The GP Board has set as the record date (the “Record Date”) for determining the BPMP Unitholders entitled to execute and deliver written consents with respect to the Merger. If you were a record holder of outstanding BPMP Common Units as of the close of business on the Record Date, you may complete, date and sign the enclosed written consent and promptly return it to BPMP. See the section titled “Written Consents of BPMP Unitholders” beginning on page 22 of this consent statement/prospectus.
This consent statement/prospectus provides you with detailed information about the proposed Merger and related matters. BP and BPMP both encourage you to read the entire document carefully. In particular, please read “Risk Factors“ beginning on page 14 of this consent statement/prospectus for a discussion of risks relevant to the Merger, the tax consequences of the Merger and owning the BP ADSs received in the Merger, an investment in BP ADSs and BP’s business following the Merger.
BP ADSs are listed on the New York Stock Exchange (“NYSE”) under the symbol “BP” and BPMP Common Units are listed on the NYSE under the symbol “BPMP”.
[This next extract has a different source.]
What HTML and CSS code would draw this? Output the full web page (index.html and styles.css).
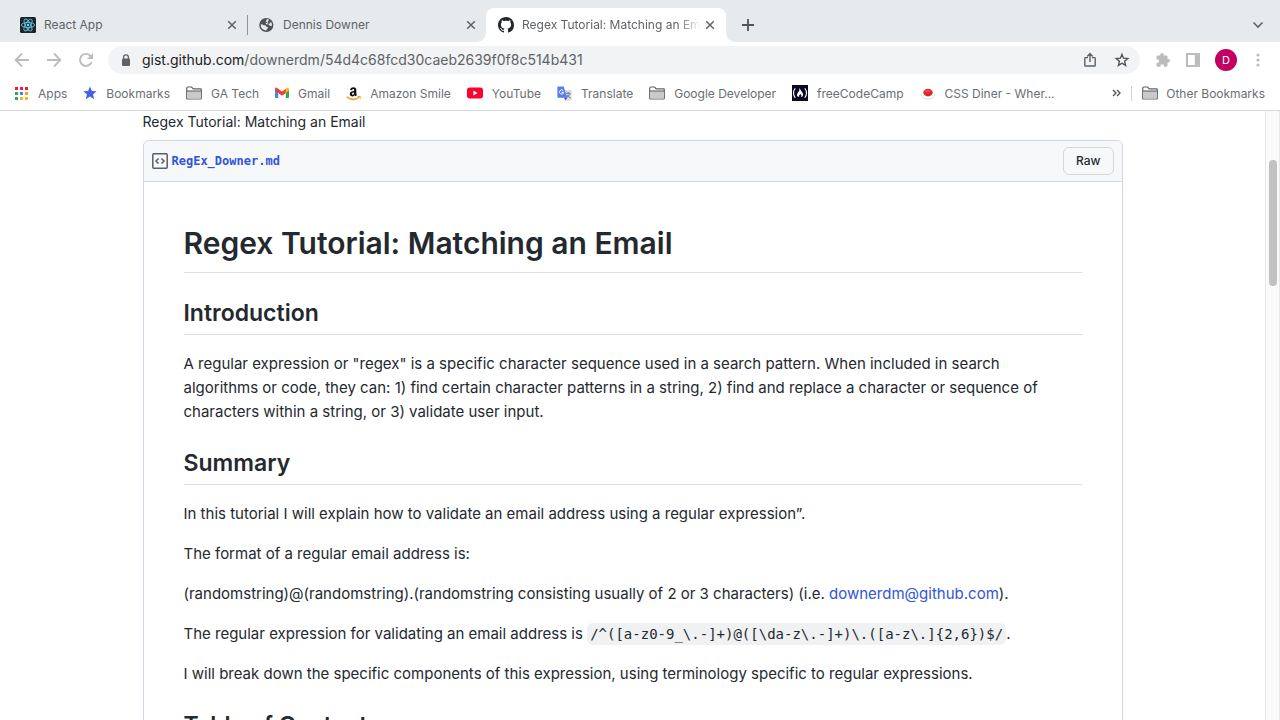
FILE: index.html
```html
<!DOCTYPE html>
<html lang="en">
<head>
<meta charset="utf-8">
<title>Regex Tutorial: Matching an Email</title>
<link rel="stylesheet" href="styles.css">
</head>
<body>
<svg class="defs" aria-hidden="true">
  <symbol id="close" viewBox="0 0 10 10"><path d="M1.2 1.2l7.6 7.6M8.8 1.2L1.2 8.8" fill="none" stroke="#5f6368" stroke-width="1.5"/></symbol>
  <symbol id="folder" viewBox="0 0 16 14"><path d="M.7 12.3V2.2Q.7 1 1.9 1H5.6L7.2 2.8H14.6Q15.3 2.8 15.3 3.5V12.3Q15.3 13 14.6 13H1.4Q.7 13 .7 12.3Z" fill="#fff" stroke="#5f6368" stroke-width="1.2"/><path d="M1.3 5H14.7V12.4H1.3Z" fill="#cacaca"/><path d="M1 5H15" stroke="#5f6368" stroke-width="1.1"/></symbol>
</svg>

<header class="browser">
  <nav class="tabs" aria-label="Tabs">
    <div class="tab">
      <svg class="tab-icon" viewBox="0 0 16 16"><rect width="16" height="16" rx="1.5" fill="#20232a"/><g fill="none" stroke="#5cc5dd" stroke-width=".9"><ellipse cx="8" cy="8" rx="6.6" ry="2.6"/><ellipse cx="8" cy="8" rx="6.6" ry="2.6" transform="rotate(60 8 8)"/><ellipse cx="8" cy="8" rx="6.6" ry="2.6" transform="rotate(120 8 8)"/></g><circle cx="8" cy="8" r="1.3" fill="#61dafb"/></svg>
      <span class="tab-title">React App</span>
      <button class="plain" aria-label="Close React App"><svg width="10" height="10"><use href="#close"/></svg></button>
    </div>
    <div class="tab tab-divided">
      <svg class="tab-icon" viewBox="0 0 16 16"><circle cx="7.3" cy="8" r="7.1" fill="#505458"/><path d="M1.9 6.9L5.2 8.2 6.8 8.4 7.4 9.8 9 10.2 8.6 11.6 7 13.5Q3.2 13 1.9 9.8ZM8 2L10.2 2.8 9 4.3 9 5.4 6.8 6 7 7.2 9.8 7.2 11 8.9 12.9 8.8Q13.2 7.5 12.4 5.3L10.8 5.8 10.4 6.9 8.5 6.6 8.2 5.2 6.7 4.8Z" fill="#e6eaed"/></svg>
      <span class="tab-title">Dennis Downer</span>
      <button class="plain" aria-label="Close Dennis Downer"><svg width="10" height="10"><use href="#close"/></svg></button>
    </div>
    <div class="tab tab-active">
      <svg class="tab-icon" viewBox="0 0 16 16"><path fill="#24292f" d="M8 0C3.58 0 0 3.58 0 8c0 3.54 2.29 6.53 5.47 7.59.4.07.55-.17.55-.38 0-.19-.01-.82-.01-1.49-2.01.37-2.53-.49-2.69-.94-.09-.23-.48-.94-.82-1.13-.28-.15-.68-.52-.01-.53.63-.01 1.08.58 1.23.82.72 1.21 1.87.87 2.33.66.07-.52.28-.87.51-1.07-1.78-.2-3.64-.89-3.64-3.95 0-.87.31-1.59.82-2.15-.08-.2-.36-1.02.08-2.12 0 0 .67-.21 2.2.82.64-.18 1.32-.27 2-.27s1.36.09 2 .27c1.53-1.04 2.2-.82 2.2-.82.44 1.1.16 1.92.08 2.12.51.56.82 1.27.82 2.15 0 3.07-1.87 3.75-3.65 3.95.29.25.54.73.54 1.48 0 1.07-.01 1.93-.01 2.2 0 .21.15.46.55.38A8.01 8.01 0 0 0 16 8c0-4.42-3.58-8-8-8z"/></svg>
      <span class="tab-title tab-faded">Regex Tutorial: Matching an Email</span>
      <button class="plain" aria-label="Close Regex Tutorial"><svg width="10" height="10"><use href="#close"/></svg></button>
    </div>
    <button class="plain new-tab" aria-label="New tab"><svg width="12" height="12" viewBox="0 0 12 12"><path d="M6 0V12M0 6H12" stroke="#505458" stroke-width="1.8"/></svg></button>
    <button class="plain tab-search" aria-label="Search tabs"><svg width="12" height="8" viewBox="0 0 12 8"><path d="M1.5 1.5L6 6 10.5 1.5" fill="none" stroke="#5f6368" stroke-width="1.6"/></svg></button>
  </nav>

  <div class="toolbar">
    <button class="plain" aria-label="Back"><svg width="16" height="16" viewBox="0 0 16 16"><path d="M15 8H2M8 1.5L1.6 8 8 14.5" fill="none" stroke="#babcbe" stroke-width="1.8"/></svg></button>
    <button class="plain" aria-label="Forward"><svg width="16" height="16" viewBox="0 0 16 16"><path d="M1 8H14M8 1.5L14.4 8 8 14.5" fill="none" stroke="#babcbe" stroke-width="1.8"/></svg></button>
    <button class="plain" aria-label="Reload"><svg width="16" height="16" viewBox="0 0 16 16"><path d="M13.6 10A6 6 0 1 1 12.4 3.8L14 5.4" fill="none" stroke="#babcbe" stroke-width="1.9"/><path d="M15 1V7H9Z" fill="#babcbe"/></svg></button>
    <div class="address">
      <svg width="10" height="13" viewBox="0 0 10 13"><rect x="1" y="4.6" width="8" height="7.4" rx="1" fill="#5f6368"/><path d="M2.6 5V3.2A2.4 2.4 0 0 1 7.4 3.2V5" fill="none" stroke="#5f6368" stroke-width="1.3"/></svg>
      <span class="url"><span class="host">gist.github.com</span>/downerdm/54d4c68fcd30caeb2639f0f8c514b431</span>
      <button class="plain" aria-label="Share"><svg width="12" height="16" viewBox="0 0 12 16"><path d="M4 5.6H1.4Q.8 5.6 .8 6.2V13.4Q.8 14 1.4 14H10.6Q11.2 14 11.2 13.4V6.2Q11.2 5.6 10.6 5.6H8M6 10V1.8M3.2 4.4L6 1.6 8.8 4.4" fill="none" stroke="#5f6368" stroke-width="1.4"/></svg></button>
      <button class="plain" aria-label="Bookmark this page"><svg width="16" height="16" viewBox="0 0 16 16"><path d="M8 2.4L9.6 6.2 13.8 6.6 10.6 9.3 11.6 13.4 8 11.2 4.4 13.4 5.4 9.3 2.2 6.6 6.4 6.2Z" fill="none" stroke="#505458" stroke-width="1.4"/></svg></button>
    </div>
    <div class="tools">
      <button class="plain" aria-label="Extensions"><svg width="16" height="16" viewBox="0 0 16 16"><path d="M1.5 4.5Q1.5 3.4 2.6 3.4H5.2V2.7A1.8 1.8 0 0 1 8.8 2.7V3.4H11.4Q12.5 3.4 12.5 4.5V7H13.2A1.8 1.8 0 0 1 13.2 10.6H12.5V13.6Q12.5 14.7 11.4 14.7H9V14A1.8 1.8 0 0 0 5.4 14V14.7H2.6Q1.5 14.7 1.5 13.6V11H2.2A1.8 1.8 0 0 0 2.2 7.2H1.5Z" fill="#babcbe"/></svg></button>
      <button class="plain" aria-label="Side panel"><svg width="14" height="14" viewBox="0 0 14 14"><path fill-rule="evenodd" d="M0 0H14V14H0ZM2 2V12H8.8V2Z" fill="#babcbe"/></svg></button>
      <button class="plain avatar" aria-label="Profile">D</button>
      <button class="plain" aria-label="Menu"><svg width="12" height="14" viewBox="0 0 12 14"><g fill="#babcbe"><circle cx="6" cy="2" r="1.6"/><circle cx="6" cy="7" r="1.6"/><circle cx="6" cy="12" r="1.6"/></g></svg></button>
    </div>
  </div>

  <nav class="bookmarks" aria-label="Bookmarks">
    <a href="#"><svg width="14" height="14" viewBox="0 0 14 14"><path d="M0 1H3V4H0ZM5 1H8V4H5ZM10 1H13V4H10Z" fill="#f01a43"/><path d="M0 6H3V9H0Z" fill="#34a853"/><path d="M5 6H8V9H5Z" fill="#4f7ff0"/><path d="M10 6H13V9H10Z" fill="#f0a030"/><path d="M0 11H3V14H0Z" fill="#34a853"/><path d="M5 11H8V14H5ZM10 11H13V14H10Z" fill="#f3b72e"/></svg>Apps</a>
    <a href="#"><svg width="14" height="14" viewBox="0 0 14 14"><path d="M7 .6L8.9 5 13.6 5.3 10 8.4 11.2 13.2 7 10.6 2.8 13.2 4 8.4 .4 5.3 5.1 5Z" fill="#4460e8"/></svg>Bookmarks</a>
    <a href="#"><svg width="16" height="14"><use href="#folder"/></svg>GA Tech</a>
    <a href="#"><svg width="14" height="12" viewBox="0 0 14 12"><path d="M0 2.2V10.2Q0 11 .9 11H3.2V4.5Z" fill="#4285f4"/><path d="M14 2.2V10.2Q14 11 13.1 11H10.8V4.5Z" fill="#34a853"/><path d="M10.8 1.7L12.2.7Q14 0 14 2.2V3.5L10.8 6Z" fill="#fbbc04"/><path d="M0 2.2Q0 0 1.8.7L7 4.6 10.8 1.7V6L7 8.8 0 3.6Z" fill="#ea4335"/></svg>Gmail</a>
    <a href="#"><svg width="15" height="15" viewBox="0 0 15 15"><path d="M4.1 4.1Q4.4 1.2 7.4 1.2 10.3 1.2 10.3 4V7.6Q10.3 8.5 11 9L9.6 10.3Q9 9.9 8.6 9.2 7.7 10.4 6.2 10.4 3.7 10.4 3.7 8 3.7 5.4 8.1 5.1V4.3Q8.1 3 7.2 3 6.3 3 6.1 4.3ZM8.1 6.5Q5.9 6.5 5.9 7.8 5.9 8.8 6.8 8.8 8.1 8.8 8.1 6.5Z" fill="#111"/><path d="M.8 10.8Q6.8 15.6 13.2 11.4" fill="none" stroke="#f7a32b" stroke-width="1.5"/><path d="M11.5 10.5H14.2V12.8" fill="none" stroke="#f7a32b"/></svg>Amazon Smile</a>
    <a href="#"><svg width="16" height="12" viewBox="0 0 16 12"><rect y=".5" width="16" height="11" rx="2.7" fill="#ff0033"/><path d="M6.4 3.6V8.4L10.5 6Z" fill="#fff"/></svg>YouTube</a>
    <a href="#"><svg width="15" height="15" viewBox="0 0 15 15"><path d="M6 4H13.8Q14.6 4 14.6 4.8V14.5H9Z" fill="#dadce0"/><path d="M8.5 7.3H13.6M11 6V7.3M12.8 7.5Q12 10.5 9.5 11.5M10 9Q11.3 11 13.5 12" fill="none" stroke="#667c92"/><path d="M1.2.5H6.7L10.3 11.8H1.2Q.4 11.8.4 11V1.3Q.4.5 1.2.5Z" fill="#587cf0"/><path d="M7.2 11.8H10.3L8.2 14.5Z" fill="#3647d1"/><path d="M6.3 4.7A2.1 2.1 0 1 0 6.7 6.4H4.8" fill="none" stroke="#fff"/></svg>Translate</a>
    <a href="#"><svg width="16" height="14"><use href="#folder"/></svg>Google Developer</a>
    <a href="#"><svg width="16" height="16" viewBox="0 0 16 16"><path d="M0 0H16V16H0Z" fill="#0a0a23"/><path d="M3.2 3.2Q-.2 8 3.2 12.8M12.8 3.2Q16.2 8 12.8 12.8" fill="none" stroke="#fff" stroke-width="1.1"/><path d="M7.6 3Q8.4 5 10 7 12.2 10 10 11.8L9 12Q10 10.5 8.7 8.8 8.5 9.8 7.8 9.4 6.5 10.8 7.2 12 3.8 11.6 5.6 8.1 7.7 6 7.6 3Z" fill="#fff"/></svg>freeCodeCamp</a>
    <a href="#"><svg width="16" height="16" viewBox="0 0 16 16"><path d="M1 9.2Q2.2 14 8 14 13.8 14 15 9.2" fill="none" stroke="#e0e0e0"/><ellipse cx="8" cy="7.6" rx="4.7" ry="3.8" fill="#e5222b"/><ellipse cx="7.6" cy="6.3" rx="2.8" ry="1.3" fill="#f64a4a"/></svg>CSS Diner - Wher...</a>
    <button class="plain overflow" aria-label="More bookmarks"><svg width="9" height="8" viewBox="0 0 9 8"><path d="M1 1L4 4 1 7M5 1L8 4 5 7" fill="none" stroke="#505458" stroke-width="1.4"/></svg></button>
    <a class="other" href="#"><svg width="16" height="14"><use href="#folder"/></svg>Other Bookmarks</a>
  </nav>
</header>

<div class="viewport">
  <main class="page">
    <div class="column">
      <p class="description">Regex Tutorial: Matching an Email</p>
      <section class="file">
        <div class="file-header">
          <svg width="16" height="16" viewBox="0 0 16 16"><rect x=".8" y=".8" width="14.4" height="14.4" rx="1" fill="none" stroke="#57606a" stroke-width="1.5"/><path d="M6.5 5.5L4 8 6.5 10.5M9.5 5.5L12 8 9.5 10.5" fill="none" stroke="#57606a" stroke-width="1.5"/></svg>
          <a class="file-name" href="#">RegEx_Downer.md</a>
          <button class="raw">Raw</button>
        </div>
        <article class="markdown">
          <h1>Regex Tutorial: Matching an Email</h1>
          <h2>Introduction</h2>
          <p>A regular expression or "regex" is a specific character sequence used in a search pattern. When included in search algorithms or code, they can: 1) find certain character patterns in a string, 2) find and replace a character or sequence of characters within a string, or 3) validate user input.</p>
          <h2>Summary</h2>
          <p>In this tutorial I will explain how to validate an email address using a regular expression”.</p>
          <p>The format of a regular email address is:</p>
          <p>(randomstring)@(randomstring).(randomstring consisting usually of 2 or 3 characters) (i.e. <a href="#">downerdm@github.com</a>).</p>
          <p>The regular expression for validating an email address is <code>/^([a-z0-9_\.-]+)@([\da-z\.-]+)\.([a-z\.]{2,6})$/</code>.</p>
          <p>I will break down the specific components of this expression, using terminology specific to regular expressions.</p>
          <h2>Table of Contents</h2>
        </article>
      </section>
    </div>
  </main>
  <div class="scrollbar"><div class="thumb"></div></div>
</div>
</body>
</html>
```
FILE: styles.css
```css
* { box-sizing: border-box; }
body {
  margin: 0;
  height: 100vh;
  display: flex;
  flex-direction: column;
  overflow: hidden;
  background: #fff;
  color: #24292f;
  font-family: Inter, "Liberation Sans", sans-serif;
}
svg { display: block; flex: none; }
a { color: #3054dc; text-decoration: none; }
.defs { position: absolute; width: 0; height: 0; }
.plain {
  display: flex;
  align-items: center;
  justify-content: center;
  flex: none;
  padding: 0;
  border: 0;
  background: none;
  font: inherit;
}

.browser { flex: none; border-bottom: 1px solid #d9dadc; }

.tabs {
  display: flex;
  height: 42px;
  padding: 8px 16px 0 8px;
  background: #e6eaed;
  color: #5f6368;
  font-size: 12px;
}
.tab {
  display: flex;
  align-items: center;
  gap: 8px;
  width: 239px;
  padding: 0 10px 0 12px;
}
.tab-divided {
  background: linear-gradient(#909498, #909498) 0 7px / 1px 20px no-repeat;
}
.tab-icon { width: 16px; height: 16px; }
.tab-title {
  flex: 1;
  padding-bottom: 2px;
  overflow: hidden;
  white-space: nowrap;
}
.tab-active {
  position: relative;
  width: 240px;
  padding-right: 11px;
  border-radius: 8px 8px 0 0;
  background: #fff;
}
.tab-active::before,
.tab-active::after {
  content: "";
  position: absolute;
  bottom: 0;
  width: 8px;
  height: 8px;
}
.tab-active::before { left: -8px; background: radial-gradient(circle at 0 0, #e6eaed 7px, #fff 8px); }
.tab-active::after { right: -8px; background: radial-gradient(circle at 100% 0, #e6eaed 7px, #fff 8px); }
.tab-faded {
  margin-right: -3px;
  -webkit-mask-image: linear-gradient(90deg, #000 88%, transparent);
  mask-image: linear-gradient(90deg, #000 88%, transparent);
}
.new-tab { margin-left: 16px; }
.tab-search { margin-left: auto; }

.toolbar {
  display: flex;
  align-items: center;
  gap: 16px;
  height: 36px;
  padding: 0 16px 0 14px;
}
.address {
  flex: 1;
  display: flex;
  align-items: center;
  gap: 18px;
  height: 28px;
  margin-left: -2px;
  padding: 0 10px 0 13px;
  border-radius: 14px;
  background: #f1f3f4;
}
.url {
  flex: 1;
  margin-left: -7px;
  padding-bottom: 2px;
  color: #5f6368;
  font-size: 14px;
}
.host { color: #202124; }
.tools { display: flex; align-items: center; gap: 15px; margin-left: -1px; }
.avatar {
  width: 22px;
  height: 22px;
  border-radius: 50%;
  background: #c2005f;
  color: #fff;
  font-size: 11px;
}

.bookmarks {
  display: flex;
  align-items: center;
  gap: 16px;
  height: 32px;
  padding: 0 15px 2px;
  white-space: nowrap;
}
.bookmarks a {
  display: flex;
  align-items: center;
  gap: 9px;
  color: #6a6e73;
  font-size: 12px;
}
.overflow { margin-left: auto; }
.bookmarks .other {
  margin-left: -6px;
  padding-left: 11px;
  gap: 8px;
  background: linear-gradient(#cfd1d4, #cfd1d4) 0 50% / 1px 16px no-repeat;
}

.viewport { flex: 1; min-height: 0; display: flex; overflow: hidden; }
.page { flex: 1; min-width: 0; overflow: hidden; }
.column { max-width: 980px; margin: 0 auto; }
.scrollbar {
  flex: none;
  width: 15px;
  padding: 49px 2px 0 3px;
  border: solid #e8e8e8;
  border-width: 0 1px;
  background: #fafafa;
}
.thumb { height: 126px; width: 8px; border-radius: 4px; background: #c1c1c1; }

.description { margin: 0 0 7px; font-size: 14px; line-height: 22px; }
.file { border: 1px solid #d0d7de; border-radius: 6px 6px 0 0; }
.file-header {
  display: flex;
  align-items: center;
  gap: 4px;
  height: 41px;
  padding: 0 8px;
  border-bottom: 1px solid #d0d7de;
  border-radius: 6px 6px 0 0;
  background: #f6f8fa;
}
.file-name { font: bold 12px "DejaVu Sans Mono", monospace; }
.raw {
  height: 28px;
  margin-left: auto;
  padding: 0 12px 2px;
  border: 1px solid #d5d8da;
  border-radius: 6px;
  background: #f6f8fa;
  color: #24292f;
  font: 500 12px Inter, "Liberation Sans", sans-serif;
}

.markdown { padding: 40px; font-size: 15px; line-height: 24px; }
.markdown h1,
.markdown h2 {
  margin: 23px 0 17px;
  border-bottom: 1px solid #d8dee4;
  font-weight: 600;
}
.markdown h1 { margin: 0 0 24px; padding-bottom: 8px; font-size: 30px; line-height: 42px; }
.markdown h2 { padding-bottom: 5px; font-size: 23px; line-height: 32px; }
.markdown p { max-width: 888px; margin: 0 0 16px; }
.markdown code {
  padding: 3px;
  border-radius: 6px;
  background: #eff1f3;
  font: 14px "DejaVu Sans Mono", monospace;
}
```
On behalf of the GP Board,
J. Douglas Sparkman
Chairman of the Board of Directors
BP Midstream Partners GP LLC
NEITHER THE SECURITIES AND EXCHANGE COMMISSION NOR ANY STATE SECURITIES COMMISSION HAS APPROVED OR DISAPPROVED OF THE SECURITIES TO BE ISSUED IN CONNECTION WITH THE MERGER OR DETERMINED THAT THIS CONSENT STATEMENT/PROSPECTUS IS ACCURATE OR COMPLETE. ANY REPRESENTATION TO THE CONTRARY IS A CRIMINAL OFFENSE.
This consent statement/prospectus is dated , 2022 and is first being mailed to BPMP Unitholders on or about , 2022.